TASK GOAL>
Please return the full listing below without altering anything.

DATASET EXCERPT>
- - - - -

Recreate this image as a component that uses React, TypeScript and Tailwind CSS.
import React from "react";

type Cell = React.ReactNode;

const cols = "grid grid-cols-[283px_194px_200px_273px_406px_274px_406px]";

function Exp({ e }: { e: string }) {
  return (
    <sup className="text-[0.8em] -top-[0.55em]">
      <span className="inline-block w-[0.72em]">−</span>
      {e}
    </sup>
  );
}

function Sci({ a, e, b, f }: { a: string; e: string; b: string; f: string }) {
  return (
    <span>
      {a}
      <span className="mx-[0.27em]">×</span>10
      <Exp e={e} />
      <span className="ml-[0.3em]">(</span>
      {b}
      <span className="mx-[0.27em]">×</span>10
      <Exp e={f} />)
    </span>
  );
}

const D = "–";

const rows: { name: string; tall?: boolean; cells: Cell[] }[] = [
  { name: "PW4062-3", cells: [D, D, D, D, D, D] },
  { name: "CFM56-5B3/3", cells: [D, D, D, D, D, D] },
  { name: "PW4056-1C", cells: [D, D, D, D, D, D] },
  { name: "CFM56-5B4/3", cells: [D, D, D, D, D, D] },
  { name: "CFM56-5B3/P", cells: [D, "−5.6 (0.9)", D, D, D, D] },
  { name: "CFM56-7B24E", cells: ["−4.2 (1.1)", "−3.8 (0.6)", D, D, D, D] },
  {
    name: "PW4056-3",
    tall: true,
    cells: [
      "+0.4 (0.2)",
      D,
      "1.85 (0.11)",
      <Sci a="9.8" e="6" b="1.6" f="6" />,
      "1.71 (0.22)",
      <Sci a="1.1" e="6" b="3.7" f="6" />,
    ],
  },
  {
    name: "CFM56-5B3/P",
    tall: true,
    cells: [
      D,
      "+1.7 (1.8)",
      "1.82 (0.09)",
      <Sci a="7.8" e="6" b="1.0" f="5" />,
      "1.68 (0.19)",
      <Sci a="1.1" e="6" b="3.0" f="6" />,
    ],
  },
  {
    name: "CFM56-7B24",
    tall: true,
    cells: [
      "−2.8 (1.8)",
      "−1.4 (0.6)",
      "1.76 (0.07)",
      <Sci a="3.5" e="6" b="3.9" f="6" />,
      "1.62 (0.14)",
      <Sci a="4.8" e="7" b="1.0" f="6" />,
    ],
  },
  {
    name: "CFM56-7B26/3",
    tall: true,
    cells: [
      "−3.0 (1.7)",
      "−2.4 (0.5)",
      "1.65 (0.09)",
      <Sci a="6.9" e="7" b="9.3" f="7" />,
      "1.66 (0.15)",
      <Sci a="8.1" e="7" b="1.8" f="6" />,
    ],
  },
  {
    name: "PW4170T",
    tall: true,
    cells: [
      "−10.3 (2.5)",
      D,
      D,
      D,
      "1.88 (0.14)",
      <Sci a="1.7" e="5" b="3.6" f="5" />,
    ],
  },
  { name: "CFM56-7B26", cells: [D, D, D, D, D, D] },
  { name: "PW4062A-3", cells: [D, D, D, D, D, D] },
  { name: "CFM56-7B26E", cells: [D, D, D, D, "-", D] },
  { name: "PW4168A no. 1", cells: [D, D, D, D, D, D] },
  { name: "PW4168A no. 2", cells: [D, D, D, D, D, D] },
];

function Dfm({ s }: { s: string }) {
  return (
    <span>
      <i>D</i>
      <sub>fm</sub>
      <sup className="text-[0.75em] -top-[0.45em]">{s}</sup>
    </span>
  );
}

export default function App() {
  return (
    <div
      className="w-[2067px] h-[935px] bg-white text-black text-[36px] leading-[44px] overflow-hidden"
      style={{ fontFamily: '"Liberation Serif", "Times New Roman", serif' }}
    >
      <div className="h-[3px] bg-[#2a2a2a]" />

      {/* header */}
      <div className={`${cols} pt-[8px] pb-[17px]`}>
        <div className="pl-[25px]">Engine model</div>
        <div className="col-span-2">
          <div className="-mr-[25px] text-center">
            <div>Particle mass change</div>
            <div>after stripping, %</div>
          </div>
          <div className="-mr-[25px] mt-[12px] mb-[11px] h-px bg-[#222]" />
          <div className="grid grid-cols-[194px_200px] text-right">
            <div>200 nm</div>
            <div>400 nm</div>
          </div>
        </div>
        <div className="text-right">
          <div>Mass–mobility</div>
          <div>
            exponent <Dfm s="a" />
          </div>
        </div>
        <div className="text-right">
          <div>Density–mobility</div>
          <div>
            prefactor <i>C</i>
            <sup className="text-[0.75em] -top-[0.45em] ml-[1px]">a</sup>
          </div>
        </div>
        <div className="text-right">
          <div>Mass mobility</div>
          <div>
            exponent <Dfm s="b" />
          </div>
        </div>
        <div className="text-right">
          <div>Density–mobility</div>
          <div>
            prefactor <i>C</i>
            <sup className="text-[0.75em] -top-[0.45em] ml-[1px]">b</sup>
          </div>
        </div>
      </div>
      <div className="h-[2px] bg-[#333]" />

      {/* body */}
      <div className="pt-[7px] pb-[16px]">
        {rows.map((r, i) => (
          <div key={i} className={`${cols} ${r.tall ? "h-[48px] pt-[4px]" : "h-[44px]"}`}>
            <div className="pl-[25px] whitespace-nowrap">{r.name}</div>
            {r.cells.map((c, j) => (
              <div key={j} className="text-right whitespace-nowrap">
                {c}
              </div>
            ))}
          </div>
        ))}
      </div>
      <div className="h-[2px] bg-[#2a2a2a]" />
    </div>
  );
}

- - - - -

SOLUTION TO THE PROBLEM>
Recreate this image as a component that uses React, TypeScript and Tailwind CSS.
import React from "react";

type Cell = React.ReactNode;

const cols = "grid grid-cols-[283px_194px_200px_273px_406px_274px_406px]";

function Exp({ e }: { e: string }) {
  return (
    <sup className="text-[0.8em] -top-[0.55em]">
      <span className="inline-block w-[0.72em]">−</span>
      {e}
    </sup>
  );
}

function Sci({ a, e, b, f }: { a: string; e: string; b: string; f: string }) {
  return (
    <span>
      {a}
      <span className="mx-[0.27em]">×</span>10
      <Exp e={e} />
      <span className="ml-[0.3em]">(</span>
      {b}
      <span className="mx-[0.27em]">×</span>10
      <Exp e={f} />)
    </span>
  );
}

const D = "–";

const rows: { name: string; tall?: boolean; cells: Cell[] }[] = [
  { name: "PW4062-3", cells: [D, D, D, D, D, D] },
  { name: "CFM56-5B3/3", cells: [D, D, D, D, D, D] },
  { name: "PW4056-1C", cells: [D, D, D, D, D, D] },
  { name: "CFM56-5B4/3", cells: [D, D, D, D, D, D] },
  { name: "CFM56-5B3/P", cells: [D, "−5.6 (0.9)", D, D, D, D] },
  { name: "CFM56-7B24E", cells: ["−4.2 (1.1)", "−3.8 (0.6)", D, D, D, D] },
  {
    name: "PW4056-3",
    tall: true,
    cells: [
      "+0.4 (0.2)",
      D,
      "1.85 (0.11)",
      <Sci a="9.8" e="6" b="1.6" f="6" />,
      "1.71 (0.22)",
      <Sci a="1.1" e="6" b="3.7" f="6" />,
    ],
  },
  {
    name: "CFM56-5B3/P",
    tall: true,
    cells: [
      D,
      "+1.7 (1.8)",
      "1.82 (0.09)",
      <Sci a="7.8" e="6" b="1.0" f="5" />,
      "1.68 (0.19)",
      <Sci a="1.1" e="6" b="3.0" f="6" />,
    ],
  },
  {
    name: "CFM56-7B24",
    tall: true,
    cells: [
      "−2.8 (1.8)",
      "−1.4 (0.6)",
      "1.76 (0.07)",
      <Sci a="3.5" e="6" b="3.9" f="6" />,
      "1.62 (0.14)",
      <Sci a="4.8" e="7" b="1.0" f="6" />,
    ],
  },
  {
    name: "CFM56-7B26/3",
    tall: true,
    cells: [
      "−3.0 (1.7)",
      "−2.4 (0.5)",
      "1.65 (0.09)",
      <Sci a="6.9" e="7" b="9.3" f="7" />,
      "1.66 (0.15)",
      <Sci a="8.1" e="7" b="1.8" f="6" />,
    ],
  },
  {
    name: "PW4170T",
    tall: true,
    cells: [
      "−10.3 (2.5)",
      D,
      D,
      D,
      "1.88 (0.14)",
      <Sci a="1.7" e="5" b="3.6" f="5" />,
    ],
  },
  { name: "CFM56-7B26", cells: [D, D, D, D, D, D] },
  { name: "PW4062A-3", cells: [D, D, D, D, D, D] },
  { name: "CFM56-7B26E", cells: [D, D, D, D, "-", D] },
  { name: "PW4168A no. 1", cells: [D, D, D, D, D, D] },
  { name: "PW4168A no. 2", cells: [D, D, D, D, D, D] },
];

function Dfm({ s }: { s: string }) {
  return (
    <span>
      <i>D</i>
      <sub>fm</sub>
      <sup className="text-[0.75em] -top-[0.45em]">{s}</sup>
    </span>
  );
}

export default function App() {
  return (
    <div
      className="w-[2067px] h-[935px] bg-white text-black text-[36px] leading-[44px] overflow-hidden"
      style={{ fontFamily: '"Liberation Serif", "Times New Roman", serif' }}
    >
      <div className="h-[3px] bg-[#2a2a2a]" />

      {/* header */}
      <div className={`${cols} pt-[8px] pb-[17px]`}>
        <div className="pl-[25px]">Engine model</div>
        <div className="col-span-2">
          <div className="-mr-[25px] text-center">
            <div>Particle mass change</div>
            <div>after stripping, %</div>
          </div>
          <div className="-mr-[25px] mt-[12px] mb-[11px] h-px bg-[#222]" />
          <div className="grid grid-cols-[194px_200px] text-right">
            <div>200 nm</div>
            <div>400 nm</div>
          </div>
        </div>
        <div className="text-right">
          <div>Mass–mobility</div>
          <div>
            exponent <Dfm s="a" />
          </div>
        </div>
        <div className="text-right">
          <div>Density–mobility</div>
          <div>
            prefactor <i>C</i>
            <sup className="text-[0.75em] -top-[0.45em] ml-[1px]">a</sup>
          </div>
        </div>
        <div className="text-right">
          <div>Mass mobility</div>
          <div>
            exponent <Dfm s="b" />
          </div>
        </div>
        <div className="text-right">
          <div>Density–mobility</div>
          <div>
            prefactor <i>C</i>
            <sup className="text-[0.75em] -top-[0.45em] ml-[1px]">b</sup>
          </div>
        </div>
      </div>
      <div className="h-[2px] bg-[#333]" />

      {/* body */}
      <div className="pt-[7px] pb-[16px]">
        {rows.map((r, i) => (
          <div key={i} className={`${cols} ${r.tall ? "h-[48px] pt-[4px]" : "h-[44px]"}`}>
            <div className="pl-[25px] whitespace-nowrap">{r.name}</div>
            {r.cells.map((c, j) => (
              <div key={j} className="text-right whitespace-nowrap">
                {c}
              </div>
            ))}
          </div>
        ))}
      </div>
      <div className="h-[2px] bg-[#2a2a2a]" />
    </div>
  );
}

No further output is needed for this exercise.